Appointment of secretary general draws ire of MEPs
Selection of Martin Selmayr for European Commission job deemed ‘coup-like action’
Martin Selmayr: has been appointed commission’s new secretary general in manner criticised as “secretive”. Photograph: John Thys/AFP/Getty
MEPs have sharply rebuked the European Commission over the secretive way in which it appointed its new secretary general.
But in the resolution agreed in Strasbourg on Wednesday, following a promise from the commission to open a dialogue on future appointments, they stopped short of calling on Mr Selmayr to step down, confining themselves to demanding the commission “reassess” how the appointment was made to ensure greater transparency in future and allowing others to apply.
Insisting that the rules had been adhered to in the Selmayr case, Guenther Oettinger, the commissioner responsible for budgets and personnel, told MEPs the commission was “open to constructive discussion”.
“We stand ready to reassess, together with parliament and the other institutions, how the application of the current rules and procedures can be improved in the future,” he said.
He proposed to “organise an inter-institutional round table as soon as possible” on the issue but warned he would defend the commission’s prerogative to appoint its own staff.
“Senior management appointments should under no circumstances become the subject of negotiations between member states and political parties. All EU institutions have a shared responsibility to ensure this,” he said.

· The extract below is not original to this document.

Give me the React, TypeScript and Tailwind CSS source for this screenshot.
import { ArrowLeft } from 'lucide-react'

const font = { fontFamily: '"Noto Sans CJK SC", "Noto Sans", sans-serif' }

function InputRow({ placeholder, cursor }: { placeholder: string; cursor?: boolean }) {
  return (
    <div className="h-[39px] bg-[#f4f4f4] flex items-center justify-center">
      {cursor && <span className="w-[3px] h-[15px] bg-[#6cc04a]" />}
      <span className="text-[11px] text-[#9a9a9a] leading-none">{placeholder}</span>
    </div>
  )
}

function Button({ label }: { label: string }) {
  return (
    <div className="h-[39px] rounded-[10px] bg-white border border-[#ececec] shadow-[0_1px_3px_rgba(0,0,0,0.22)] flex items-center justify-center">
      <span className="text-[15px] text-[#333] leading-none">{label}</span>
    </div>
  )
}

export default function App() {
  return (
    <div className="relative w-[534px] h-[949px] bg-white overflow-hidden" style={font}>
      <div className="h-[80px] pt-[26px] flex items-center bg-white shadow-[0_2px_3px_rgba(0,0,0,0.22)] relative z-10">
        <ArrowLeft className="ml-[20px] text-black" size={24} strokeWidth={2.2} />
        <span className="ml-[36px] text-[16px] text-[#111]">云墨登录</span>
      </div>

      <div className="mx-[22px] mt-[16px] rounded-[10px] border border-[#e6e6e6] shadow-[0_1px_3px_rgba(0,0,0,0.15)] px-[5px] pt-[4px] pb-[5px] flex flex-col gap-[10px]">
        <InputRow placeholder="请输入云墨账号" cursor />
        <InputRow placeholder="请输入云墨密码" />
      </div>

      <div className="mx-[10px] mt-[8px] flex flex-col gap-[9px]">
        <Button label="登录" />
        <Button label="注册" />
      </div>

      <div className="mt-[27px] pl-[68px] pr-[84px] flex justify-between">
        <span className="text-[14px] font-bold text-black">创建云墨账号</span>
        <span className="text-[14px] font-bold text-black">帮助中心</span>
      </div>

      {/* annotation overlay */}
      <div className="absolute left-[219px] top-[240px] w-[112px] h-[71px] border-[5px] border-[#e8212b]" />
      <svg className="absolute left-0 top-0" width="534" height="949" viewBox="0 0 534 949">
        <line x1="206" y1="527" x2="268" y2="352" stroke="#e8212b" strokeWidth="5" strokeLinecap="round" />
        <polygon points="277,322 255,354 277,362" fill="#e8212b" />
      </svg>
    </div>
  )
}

The European Parliament’s powerful budgetary control committee voted by 22 to three (with four abstentions) for the critical resolution, which was later endorsed by the full parliament. It called on the commission to “reassess the procedure of appointment of the new secretary general in order to give other possible candidates within the European public administration the possibility to apply”, and for the process to be revised so that future appointments were open and transparent.
In response to the Selmayr scandal, one of a series of problems regarding ethics and conflicts of interest in the European Commission, the Greens/EFA group also called for a postponement of the discharge of the European Commission’s budget. This was rejected.

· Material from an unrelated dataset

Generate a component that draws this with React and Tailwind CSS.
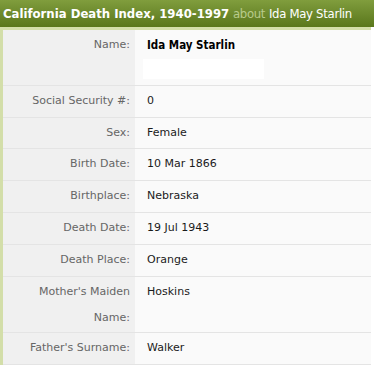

“The commission only has itself to blame for this scandal,” Greens/EFA MEP Bart Staes said. “Anointing their chosen candidate without any scrutiny was bound to cause outrage. Not only have they damaged their own reputation, they have cast doubt on the integrity of the EU institutions.”
Mr Selmayr, who is both widely admired and feared in the Brussels machine for his micro-management and allegedly ruthless methods, had applied for a vacancy as deputy director general for which he faced only one rival, his deputy.

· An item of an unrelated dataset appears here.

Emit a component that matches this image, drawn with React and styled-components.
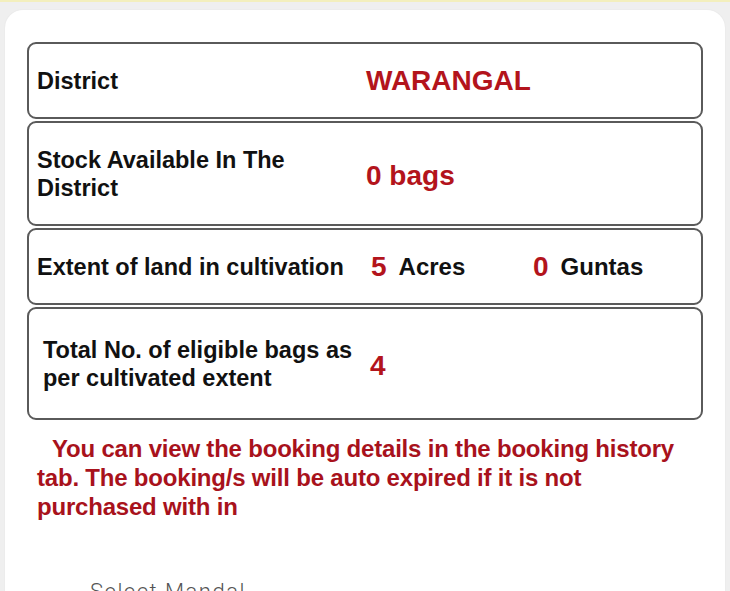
import styled, { createGlobalStyle } from "styled-components";

const GlobalStyle = createGlobalStyle`
  html, body {
    margin: 0;
    padding: 0;
    background: #efefef;
    font-family: "Liberation Sans", Arial, sans-serif;
    overflow: hidden;
  }
`;

const Page = styled.div`
  width: 730px;
  height: 591px;
  overflow: hidden;
  border-top: 2px solid #f3efbd;
  box-sizing: border-box;
  padding: 8px 5px 0 5px;
`;

const Card = styled.div`
  background: #ffffff;
  border-radius: 18px 18px 0 0;
  padding: 32px 22px 0 22px;
  height: 700px;
  box-shadow: 0 0 2px rgba(0, 0, 0, 0.06);
`;

const Table = styled.div`
  display: flex;
  flex-direction: column;
  gap: 2px;
`;

const Row = styled.div`
  display: grid;
  grid-template-columns: ${(p) => p.$labelWidth || 329}px 1fr;
  align-items: center;
  height: ${(p) => p.$height}px;
  box-sizing: border-box;
  border: 2px solid #5a5a5a;
  border-radius: 9px;
  padding-left: ${(p) => p.$pad || 8}px;
`;

const Label = styled.div`
  font-size: 23.5px;
  font-weight: bold;
  color: #111;
  line-height: 28px;
`;

const Value = styled.div`
  font-size: 28px;
  font-weight: bold;
  color: #b3141c;
  display: flex;
  align-items: center;
  margin-top: ${(p) => p.$shift || 0}px;
`;

const Extent = styled.div`
  display: flex;
  align-items: center;
  gap: 12px;
  width: ${(p) => p.$width}px;
  padding-left: ${(p) => p.$indent || 0}px;
`;

const Unit = styled.span`
  font-size: 24px;
  font-weight: bold;
  color: #111;
`;

const Notice = styled.p`
  margin: 14px 20px 0 10px;
  font-size: 24px;
  font-weight: bold;
  line-height: 29px;
  color: #a8121c;
  text-indent: 15px;
  letter-spacing: -0.2px;
`;

const Field = styled.div`
  margin: 58px 0 0 63px;
  font-family: Roboto, "Liberation Sans", sans-serif;
  font-weight: 300;
  font-size: 22px;
  letter-spacing: 1.5px;
  color: #555;
`;

export default function App() {
  return (
    <>
      <GlobalStyle />
      <Page>
        <Card>
          <Table>
            <Row $height={77}>
              <Label>District</Label>
              <Value>WARANGAL</Value>
            </Row>
            <Row $height={105}>
              <Label>
                Stock Available In The
                <br />
                District
              </Label>
              <Value $shift={4}>0 bags</Value>
            </Row>
            <Row $height={77}>
              <Label>Extent of land in cultivation</Label>
              <Value>
                <Extent $width={162} $indent={5}>
                  <span>5</span>
                  <Unit>Acres</Unit>
                </Extent>
                <Extent>
                  <span>0</span>
                  <Unit>Guntas</Unit>
                </Extent>
              </Value>
            </Row>
            <Row $height={113} $pad={14} $labelWidth={327}>
              <Label>
                Total No. of eligible bags as
                <br />
                per cultivated extent
              </Label>
              <Value $shift={4}>4</Value>
            </Row>
          </Table>
          <Notice>
            You can view the booking details in the booking history tab. The
            booking/s will be auto expired if it is not purchased with in
          </Notice>
          <Field>Select Mandal</Field>
        </Card>
      </Page>
    </>
  );
}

She withdrew and Mr Selmayr was appointed to that post by the commission in February, and then immediately, to the surprise of most commissioners, promoted to the unexpected vacancy in the top job of secretary general.
Mr Juncker has vehemently defended the procedure and even warned party allies that he would quit if Mr Selmayr was forced out. The parliament’s vote and commission promise of discussions is likely to end the fractious stand-off between MEPs and the commission. For now.